Postby Josh Young » Thu Jun 28, 2012 7:32 pm

page 33
http://www.fajing-chuan.co.uk/books/C&H%202009.pdf
I
believe that it is the image of the person
that taught you the form you practice that
helps you get to the internal! That is why
it is so important to learn from a teacher
who has learned the internal! If your
teacher is doing only a physical posture,
HOW can that teacher give your mind the
correct image to work with?


I was wondering, Gord, if you could elaborate on the first part of this. I would like to know your thoughts on how and why the image of a person (who taught you) the form helps.

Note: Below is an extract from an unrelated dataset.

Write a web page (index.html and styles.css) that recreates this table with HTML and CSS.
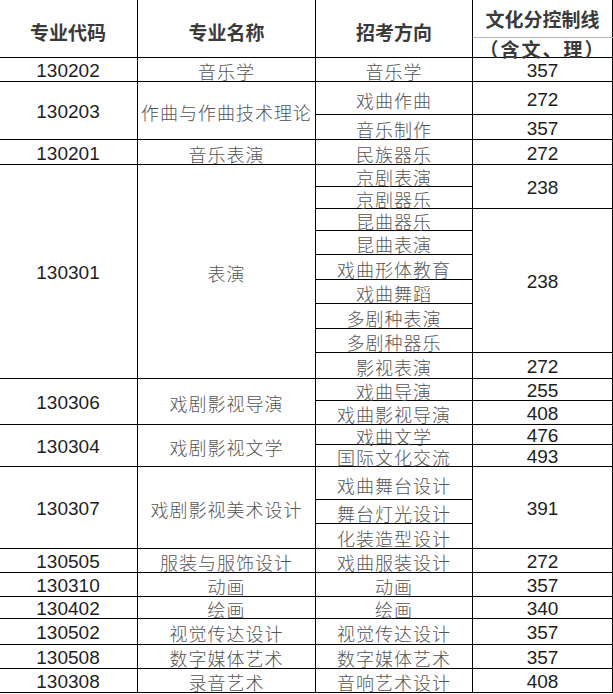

I am convinced that the most important
part of internal training isn’t doing the
form or joining hands. While you MUST
do this training, as they are how we get
our bodies to DO the movements, it is the
time spent watching your teacher DO the
form that is vital to understanding. I
don’t mean watching and TRYING to
understand! Just watching and let your
mind SEE! It is my belief that once the
correct images get into your mind, those
images will start to guide you..


Does this work only for those you meet face to face or for video?
if video: Does it work for any video or only instructional videos?

We start that process
by getting the correct images to our
internal, our mind. The internal part of
all of us that we have regular access to is
our mind! I have found that when we
can get our mind doing the form, it
becomes apart of us and we don’t HAVE
to “train” any more.

Do you mean that watching video can replace training?
I use muscle memory and repetition to assimilate moves, i've never been able to get them from watching them, rather I have had to work hard and train. Is there a way to avoid this by watching enough video?

How would you say this works so that someone could apply it as a method?
If someone has seen thousands of hours of form and such, is that good for their skill development and why?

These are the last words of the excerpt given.